Craig Henry is the vice president of JP Tech, Inc., a Wisconsin-based firm specializing in the sales, service and engineering of rectifiers, controllers and meters for the electrocoating and plating industries. He also co-authors "Dr. Rectifier" an Internet-based column (www.drrectifier.com), which dispenses free advice to those with rectifier issues.
Tips on Checking Connections
Most plating applications where the maximum DC voltage is 12-15 VDC can be tested while the rectifier is on and there is a load in the tank. By using a multi-meter set to DC voltage, you can check for voltage drop across connections all the way to the load bar. Always be careful that a metal tool such as screwdriver or even a metallic watch band or ring does not short between the positive and negative bus.
With solid copper bus every joint is a possible source for corrosive penetration. Clean and tight connections are imperative to retain current carrying efficiency. If necessary, disassemble the suspect joint, clean the surface and reassemble. You may also choose to use a conductive grease to reduce the susceptibility to corrosion migration into the joint.
Another possible source of poor contact can be with the tank saddle or other point of contact for the load bar, rack, or barrel. You need sufficient surface area of contact, clean areas of contact. In some environments, this will necessitate frequent cleaning. Anodes and anode bars also need to be checked along with the surface of the anode or the interior of the basket and plating material. Anything which inhibits the passing of current or the creation of the ion can reduce the efficiency of your operation, creating poor quality or excessive cycle times.

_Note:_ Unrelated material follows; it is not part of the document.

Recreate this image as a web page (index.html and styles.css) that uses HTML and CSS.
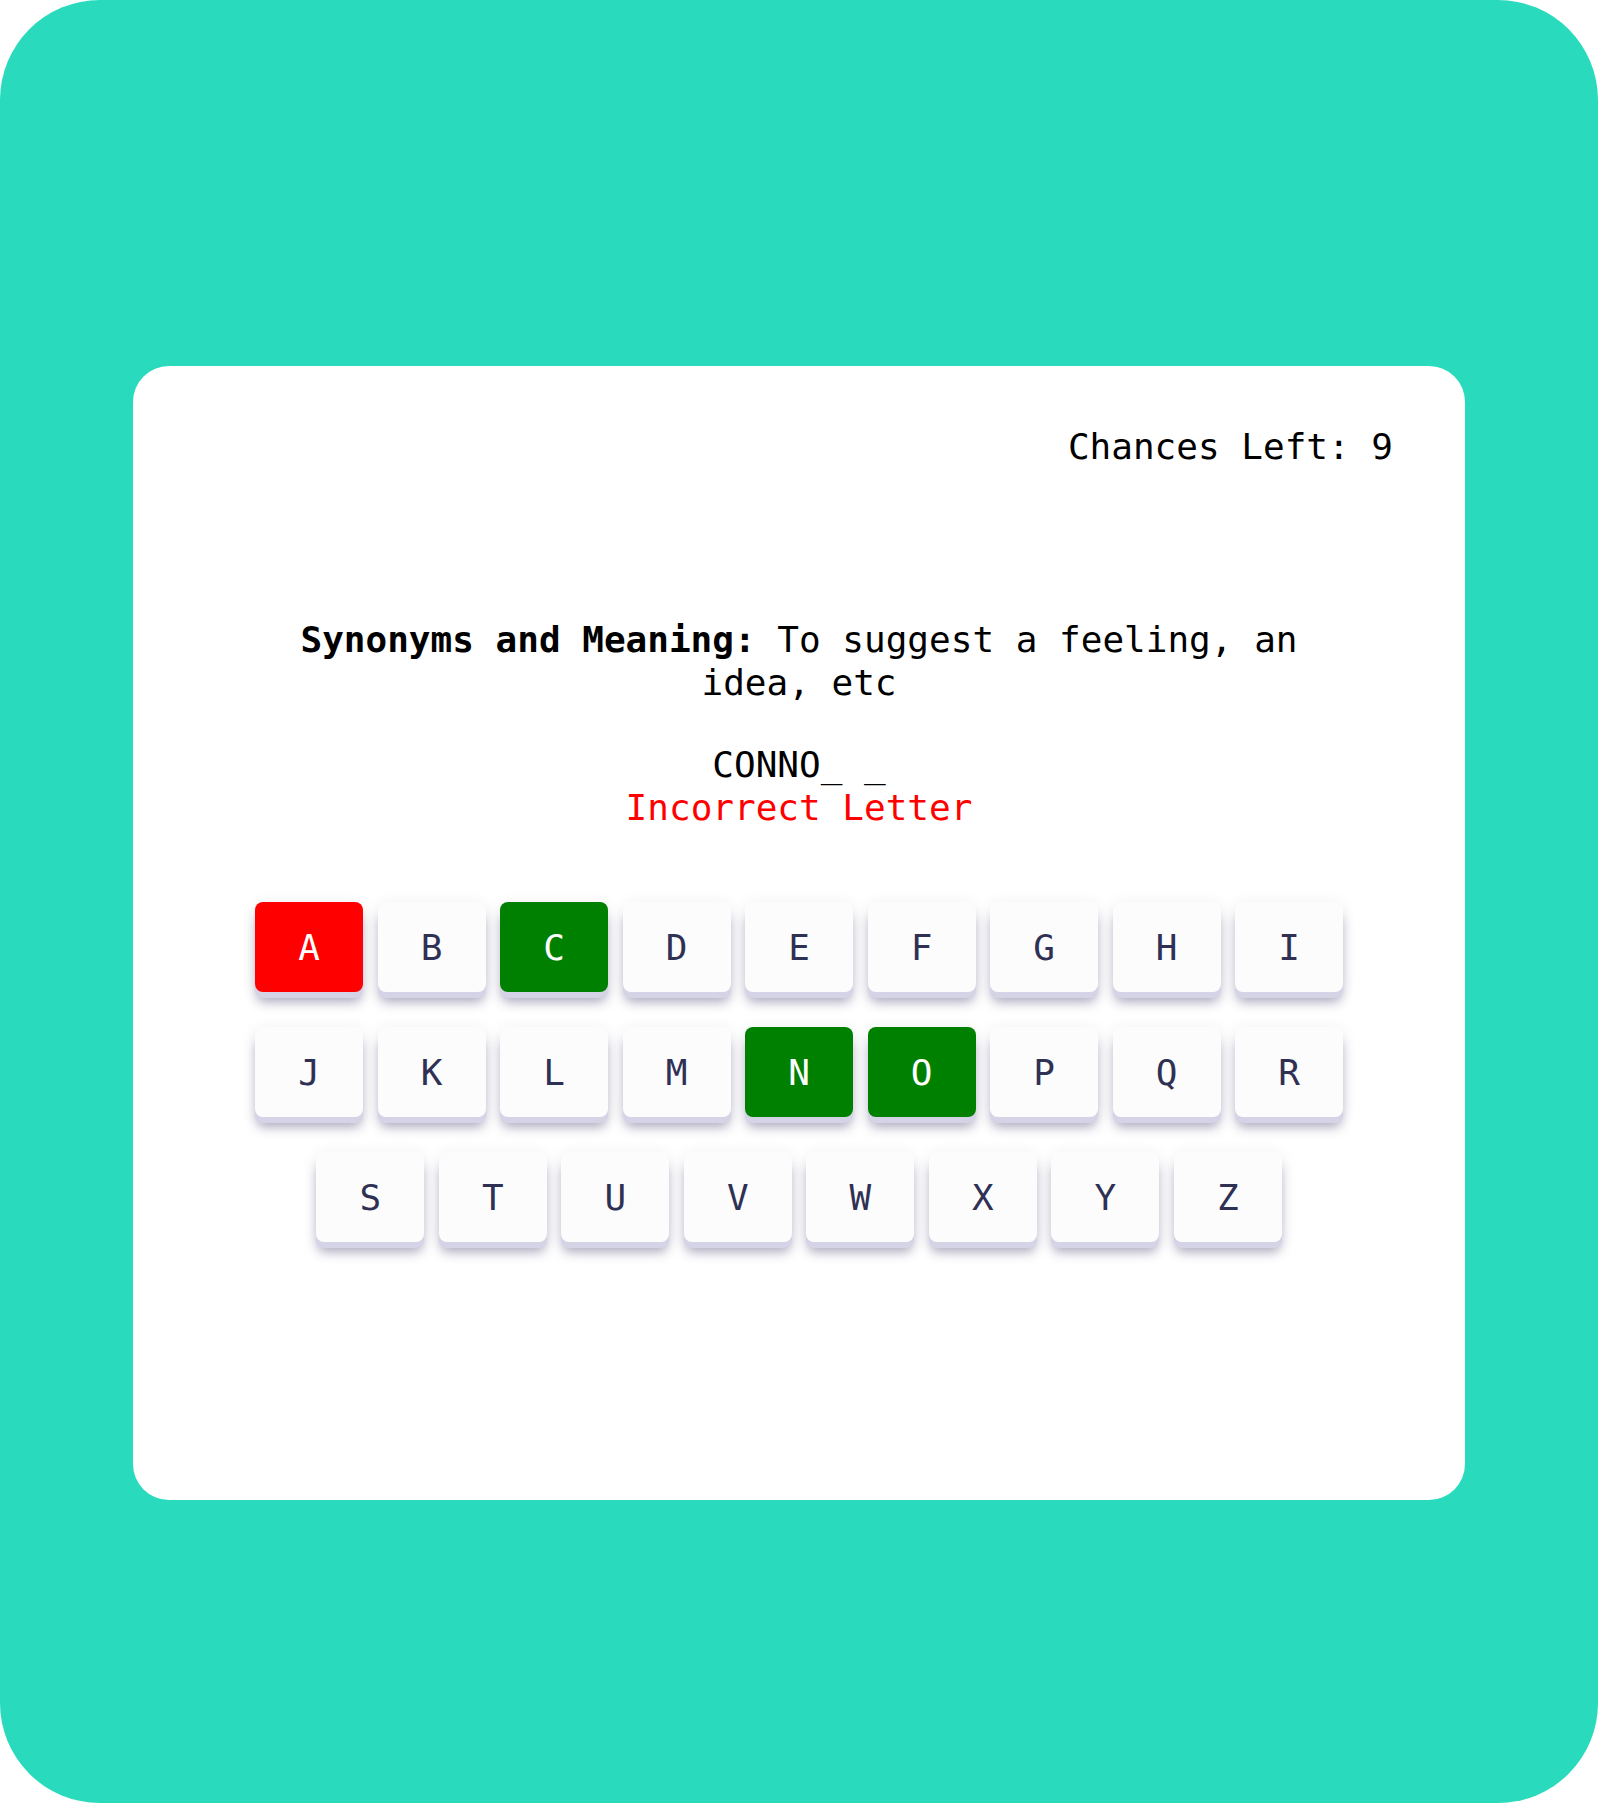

With the higher voltages seen with electrocoating and sometimes with anodizing, extreme care will be necessary for checking any live connections and may be better off left to a professional because of the risk of shock. Many electrocoat tanks will have each anode individually wired and may require the installation of a shunt and monitoring device to make sure that each anode is functioning correctly. It is also extremely important to ensure that the cathodic connection is not only clean and tight but consistent, particularly on monorail systems.